++++ DATASET EXTRACT

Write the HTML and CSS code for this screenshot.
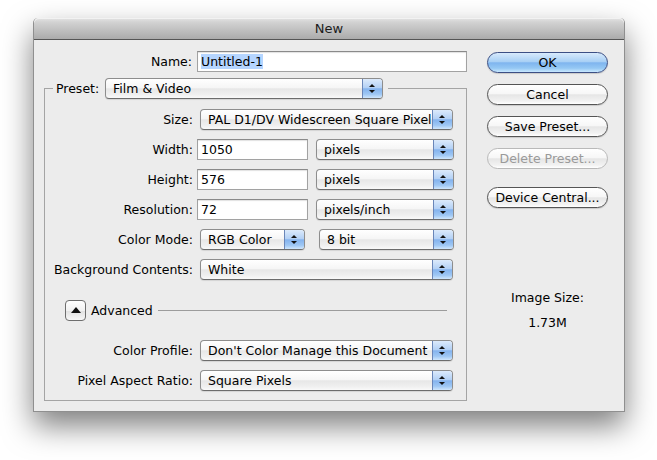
FILE: index.html
```html
<!DOCTYPE html>
<html lang="en">
<head>
    <meta charset="UTF-8">
    <title>New</title>
    <link rel="stylesheet" href="styles.css">
</head>
<body>

<div class="window">
    <div class="titlebar">New</div>

    <div class="content">
        <div class="main">
            <div class="name-row">
                <span class="name-label">Name:</span>
                <div class="textfield name-field"><span class="selected">Untitled-1</span></div>
            </div>

            <fieldset class="preset">
                <legend class="legend">
                    <span class="legend-label">Preset:</span>
                    <div class="popup preset-popup"><span class="popup-text">Film &amp; Video</span><span class="arrows"></span></div>
                </legend>

                <div class="row">
                    <span class="label">Size:</span>
                    <div class="popup wide"><span class="popup-text">PAL D1/DV Widescreen Square Pixel</span><span class="arrows"></span></div>
                </div>
                <div class="row">
                    <span class="label">Width:</span>
                    <div class="textfield short">1050</div>
                    <div class="popup unit"><span class="popup-text">pixels</span><span class="arrows"></span></div>
                </div>
                <div class="row">
                    <span class="label">Height:</span>
                    <div class="textfield short">576</div>
                    <div class="popup unit"><span class="popup-text">pixels</span><span class="arrows"></span></div>
                </div>
                <div class="row">
                    <span class="label">Resolution:</span>
                    <div class="textfield short">72</div>
                    <div class="popup unit"><span class="popup-text">pixels/inch</span><span class="arrows"></span></div>
                </div>
                <div class="row">
                    <span class="label">Color Mode:</span>
                    <div class="popup mode"><span class="popup-text">RGB Color</span><span class="arrows"></span></div>
                    <div class="popup depth"><span class="popup-text">8 bit</span><span class="arrows"></span></div>
                </div>
                <div class="row">
                    <span class="label">Background Contents:</span>
                    <div class="popup wide"><span class="popup-text">White</span><span class="arrows"></span></div>
                </div>

                <div class="advanced">
                    <div class="disclosure"></div>
                    <span class="advanced-text">Advanced</span>
                    <div class="advanced-line"></div>
                </div>

                <div class="row profile-row">
                    <span class="label">Color Profile:</span>
                    <div class="popup wide"><span class="popup-text">Don't Color Manage this Document</span><span class="arrows"></span></div>
                </div>
                <div class="row">
                    <span class="label">Pixel Aspect Ratio:</span>
                    <div class="popup wide"><span class="popup-text">Square Pixels</span><span class="arrows"></span></div>
                </div>
            </fieldset>
        </div>

        <div class="side">
            <div class="button default">OK</div>
            <div class="button">Cancel</div>
            <div class="button">Save Preset...</div>
            <div class="button disabled">Delete Preset...</div>
            <div class="button device">Device Central...</div>

            <div class="image-size">
                <p>Image Size:</p>
                <p class="size-value">1.73M</p>
            </div>
        </div>
    </div>
</div>

</body>
</html>
```

FILE: styles.css
```css
/* Global */
* {
    box-sizing: border-box;
    margin: 0;
    padding: 0;
}
body {
    min-height: 460px;
    padding: 18px 0 0 33px;
    background-color: #fff;
    font-family: 'DejaVu Sans', sans-serif;
    font-size: 12.5px;
    color: #000;
}

/* Window */
.window {
    width: 592px;
    height: 394px;
    background-color: #ececec;
    border: 1px solid #8f8f8f;
    border-top: none;
    border-radius: 5px 5px 0 0;
    box-shadow: 0 14px 30px rgba(0, 0, 0, 0.5);
}
.titlebar {
    height: 22px;
    line-height: 22px;
    text-align: center;
    font-size: 13px;
    color: #1c1c1c;
    background: linear-gradient(#e4e4e4, #d2d2d2 20%, #ababab);
    border-bottom: 1px solid #555;
    border-radius: 5px 5px 0 0;
    box-shadow: inset 0 1px 0 #f2f2f2;
}
.content {
    display: flex;
    padding: 11px 0 0 10px;
}
.main {
    width: 423px;
}

/* Name */
.name-row {
    display: flex;
    align-items: center;
    height: 21px;
}
.name-label {
    width: 148px;
    text-align: right;
    margin-right: 5px;
}
.textfield {
    height: 21px;
    line-height: 19px;
    padding-left: 3px;
    background-color: #fff;
    border: 1px solid #a2a2a2;
    border-top-color: #8a8a8a;
    box-shadow: inset 0 1px 1px rgba(0, 0, 0, 0.12);
    white-space: nowrap;
}
.name-field {
    width: 270px;
}
.selected {
    background-color: #b5d5ff;
}

/* Preset group */
.preset {
    margin-top: 6px;
    padding: 10px 0 9px 0;
    border: 1px solid #a4a4a4;
    height: 323px;
}
.legend {
    display: flex;
    align-items: center;
    margin-left: 8px;
    padding: 0 5px 0 3px;
}
.legend-label {
    width: 44px;
    margin-right: 5px;
}
.preset-popup {
    width: 278px;
}
.row {
    display: flex;
    align-items: center;
    height: 21px;
    margin-bottom: 9px;
}
.label {
    width: 148px;
    text-align: right;
    margin-right: 4px;
    white-space: nowrap;
}
.short {
    width: 111px;
}

/* Popup menus */
.popup {
    display: flex;
    height: 21px;
    background: linear-gradient(#fff, #f6f6f6 45%, #e7e7e7 52%, #efefef 80%, #f9f9f9);
    border: 1px solid #8d8d8d;
    border-bottom-color: #6c6c6c;
    border-radius: 4px;
    box-shadow: 0 1px 1px rgba(0, 0, 0, 0.1);
    overflow: hidden;
}
.row .popup {
    margin-left: 3px;
}
.popup-text {
    flex: 1;
    line-height: 19px;
    padding-left: 7px;
    white-space: nowrap;
    overflow: hidden;
}
.arrows {
    position: relative;
    width: 20px;
    border-left: 1px solid #6a86b8;
    background: linear-gradient(#dceafb, #b4d1f5 45%, #84b3ee 52%, #9ec7f4 80%, #cfe6fd);
}
.arrows::before,
.arrows::after {
    content: "";
    position: absolute;
    left: 6px;
    border-left: 3px solid transparent;
    border-right: 3px solid transparent;
}
.arrows::before {
    top: 5px;
    border-bottom: 3px solid #111;
}
.arrows::after {
    top: 11px;
    border-top: 3px solid #111;
}
.wide {
    width: 253px;
}
.unit {
    width: 138px;
    margin-left: 8px !important;
}
.mode {
    width: 105px;
}
.depth {
    width: 135px;
    margin-left: 14px !important;
}

/* Advanced */
.advanced {
    display: flex;
    align-items: center;
    height: 21px;
    margin: 20px 19px 19px 20px;
}
.disclosure {
    position: relative;
    width: 21px;
    height: 21px;
    border: 1px solid #6e6e6e;
    border-radius: 4px;
    background: linear-gradient(#fff, #f1f1f1 50%, #e2e2e2 55%, #f7f7f7);
}
.disclosure::after {
    content: "";
    position: absolute;
    left: 5px;
    top: 6px;
    border-left: 5px solid transparent;
    border-right: 5px solid transparent;
    border-bottom: 6px solid #111;
}
.advanced-text {
    margin-left: 5px;
}
.advanced-line {
    flex: 1;
    height: 1px;
    margin-left: 5px;
    background-color: #9c9c9c;
}

/* Buttons */
.side {
    width: 121px;
    margin: 1px 0 0 20px;
}
.button {
    height: 21px;
    line-height: 19px;
    margin-bottom: 11px;
    text-align: center;
    border: 1px solid #555;
    border-radius: 11px;
    background: linear-gradient(#fff, #f7f7f7 45%, #e6e6e6 52%, #f2f2f2 85%, #fff);
    box-shadow: 0 1px 1px rgba(0, 0, 0, 0.15);
}
.button.default {
    border-color: #3c4f84;
    background: linear-gradient(#d8eafc, #a9d0f5 45%, #7fb5ef 52%, #95c8f4 80%, #c9e8fe);
}
.button.disabled {
    color: #9a9a9a;
    border-color: #b9b9b9;
    box-shadow: none;
}
.button.device {
    margin-top: 18px;
}
.image-size {
    margin-top: 82px;
    text-align: center;
}
.size-value {
    margin-top: 10px;
}
```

++++++++

▶ _WORK REQUIRED_
Write out the listing word for word, omitting the pictures it holds.

▶ _RIGHT ANSWER_
Write the HTML and CSS code for this screenshot.
FILE: index.html
```html
<!DOCTYPE html>
<html lang="en">
<head>
    <meta charset="UTF-8">
    <title>New</title>
    <link rel="stylesheet" href="styles.css">
</head>
<body>

<div class="window">
    <div class="titlebar">New</div>

    <div class="content">
        <div class="main">
            <div class="name-row">
                <span class="name-label">Name:</span>
                <div class="textfield name-field"><span class="selected">Untitled-1</span></div>
            </div>

            <fieldset class="preset">
                <legend class="legend">
                    <span class="legend-label">Preset:</span>
                    <div class="popup preset-popup"><span class="popup-text">Film &amp; Video</span><span class="arrows"></span></div>
                </legend>

                <div class="row">
                    <span class="label">Size:</span>
                    <div class="popup wide"><span class="popup-text">PAL D1/DV Widescreen Square Pixel</span><span class="arrows"></span></div>
                </div>
                <div class="row">
                    <span class="label">Width:</span>
                    <div class="textfield short">1050</div>
                    <div class="popup unit"><span class="popup-text">pixels</span><span class="arrows"></span></div>
                </div>
                <div class="row">
                    <span class="label">Height:</span>
                    <div class="textfield short">576</div>
                    <div class="popup unit"><span class="popup-text">pixels</span><span class="arrows"></span></div>
                </div>
                <div class="row">
                    <span class="label">Resolution:</span>
                    <div class="textfield short">72</div>
                    <div class="popup unit"><span class="popup-text">pixels/inch</span><span class="arrows"></span></div>
                </div>
                <div class="row">
                    <span class="label">Color Mode:</span>
                    <div class="popup mode"><span class="popup-text">RGB Color</span><span class="arrows"></span></div>
                    <div class="popup depth"><span class="popup-text">8 bit</span><span class="arrows"></span></div>
                </div>
                <div class="row">
                    <span class="label">Background Contents:</span>
                    <div class="popup wide"><span class="popup-text">White</span><span class="arrows"></span></div>
                </div>

                <div class="advanced">
                    <div class="disclosure"></div>
                    <span class="advanced-text">Advanced</span>
                    <div class="advanced-line"></div>
                </div>

                <div class="row profile-row">
                    <span class="label">Color Profile:</span>
                    <div class="popup wide"><span class="popup-text">Don't Color Manage this Document</span><span class="arrows"></span></div>
                </div>
                <div class="row">
                    <span class="label">Pixel Aspect Ratio:</span>
                    <div class="popup wide"><span class="popup-text">Square Pixels</span><span class="arrows"></span></div>
                </div>
            </fieldset>
        </div>

        <div class="side">
            <div class="button default">OK</div>
            <div class="button">Cancel</div>
            <div class="button">Save Preset...</div>
            <div class="button disabled">Delete Preset...</div>
            <div class="button device">Device Central...</div>

            <div class="image-size">
                <p>Image Size:</p>
                <p class="size-value">1.73M</p>
            </div>
        </div>
    </div>
</div>

</body>
</html>
```

FILE: styles.css
```css
/* Global */
* {
    box-sizing: border-box;
    margin: 0;
    padding: 0;
}
body {
    min-height: 460px;
    padding: 18px 0 0 33px;
    background-color: #fff;
    font-family: 'DejaVu Sans', sans-serif;
    font-size: 12.5px;
    color: #000;
}

/* Window */
.window {
    width: 592px;
    height: 394px;
    background-color: #ececec;
    border: 1px solid #8f8f8f;
    border-top: none;
    border-radius: 5px 5px 0 0;
    box-shadow: 0 14px 30px rgba(0, 0, 0, 0.5);
}
.titlebar {
    height: 22px;
    line-height: 22px;
    text-align: center;
    font-size: 13px;
    color: #1c1c1c;
    background: linear-gradient(#e4e4e4, #d2d2d2 20%, #ababab);
    border-bottom: 1px solid #555;
    border-radius: 5px 5px 0 0;
    box-shadow: inset 0 1px 0 #f2f2f2;
}
.content {
    display: flex;
    padding: 11px 0 0 10px;
}
.main {
    width: 423px;
}

/* Name */
.name-row {
    display: flex;
    align-items: center;
    height: 21px;
}
.name-label {
    width: 148px;
    text-align: right;
    margin-right: 5px;
}
.textfield {
    height: 21px;
    line-height: 19px;
    padding-left: 3px;
    background-color: #fff;
    border: 1px solid #a2a2a2;
    border-top-color: #8a8a8a;
    box-shadow: inset 0 1px 1px rgba(0, 0, 0, 0.12);
    white-space: nowrap;
}
.name-field {
    width: 270px;
}
.selected {
    background-color: #b5d5ff;
}

/* Preset group */
.preset {
    margin-top: 6px;
    padding: 10px 0 9px 0;
    border: 1px solid #a4a4a4;
    height: 323px;
}
.legend {
    display: flex;
    align-items: center;
    margin-left: 8px;
    padding: 0 5px 0 3px;
}
.legend-label {
    width: 44px;
    margin-right: 5px;
}
.preset-popup {
    width: 278px;
}
.row {
    display: flex;
    align-items: center;
    height: 21px;
    margin-bottom: 9px;
}
.label {
    width: 148px;
    text-align: right;
    margin-right: 4px;
    white-space: nowrap;
}
.short {
    width: 111px;
}

/* Popup menus */
.popup {
    display: flex;
    height: 21px;
    background: linear-gradient(#fff, #f6f6f6 45%, #e7e7e7 52%, #efefef 80%, #f9f9f9);
    border: 1px solid #8d8d8d;
    border-bottom-color: #6c6c6c;
    border-radius: 4px;
    box-shadow: 0 1px 1px rgba(0, 0, 0, 0.1);
    overflow: hidden;
}
.row .popup {
    margin-left: 3px;
}
.popup-text {
    flex: 1;
    line-height: 19px;
    padding-left: 7px;
    white-space: nowrap;
    overflow: hidden;
}
.arrows {
    position: relative;
    width: 20px;
    border-left: 1px solid #6a86b8;
    background: linear-gradient(#dceafb, #b4d1f5 45%, #84b3ee 52%, #9ec7f4 80%, #cfe6fd);
}
.arrows::before,
.arrows::after {
    content: "";
    position: absolute;
    left: 6px;
    border-left: 3px solid transparent;
    border-right: 3px solid transparent;
}
.arrows::before {
    top: 5px;
    border-bottom: 3px solid #111;
}
.arrows::after {
    top: 11px;
    border-top: 3px solid #111;
}
.wide {
    width: 253px;
}
.unit {
    width: 138px;
    margin-left: 8px !important;
}
.mode {
    width: 105px;
}
.depth {
    width: 135px;
    margin-left: 14px !important;
}

/* Advanced */
.advanced {
    display: flex;
    align-items: center;
    height: 21px;
    margin: 20px 19px 19px 20px;
}
.disclosure {
    position: relative;
    width: 21px;
    height: 21px;
    border: 1px solid #6e6e6e;
    border-radius: 4px;
    background: linear-gradient(#fff, #f1f1f1 50%, #e2e2e2 55%, #f7f7f7);
}
.disclosure::after {
    content: "";
    position: absolute;
    left: 5px;
    top: 6px;
    border-left: 5px solid transparent;
    border-right: 5px solid transparent;
    border-bottom: 6px solid #111;
}
.advanced-text {
    margin-left: 5px;
}
.advanced-line {
    flex: 1;
    height: 1px;
    margin-left: 5px;
    background-color: #9c9c9c;
}

/* Buttons */
.side {
    width: 121px;
    margin: 1px 0 0 20px;
}
.button {
    height: 21px;
    line-height: 19px;
    margin-bottom: 11px;
    text-align: center;
    border: 1px solid #555;
    border-radius: 11px;
    background: linear-gradient(#fff, #f7f7f7 45%, #e6e6e6 52%, #f2f2f2 85%, #fff);
    box-shadow: 0 1px 1px rgba(0, 0, 0, 0.15);
}
.button.default {
    border-color: #3c4f84;
    background: linear-gradient(#d8eafc, #a9d0f5 45%, #7fb5ef 52%, #95c8f4 80%, #c9e8fe);
}
.button.disabled {
    color: #9a9a9a;
    border-color: #b9b9b9;
    box-shadow: none;
}
.button.device {
    margin-top: 18px;
}
.image-size {
    margin-top: 82px;
    text-align: center;
}
.size-value {
    margin-top: 10px;
}
```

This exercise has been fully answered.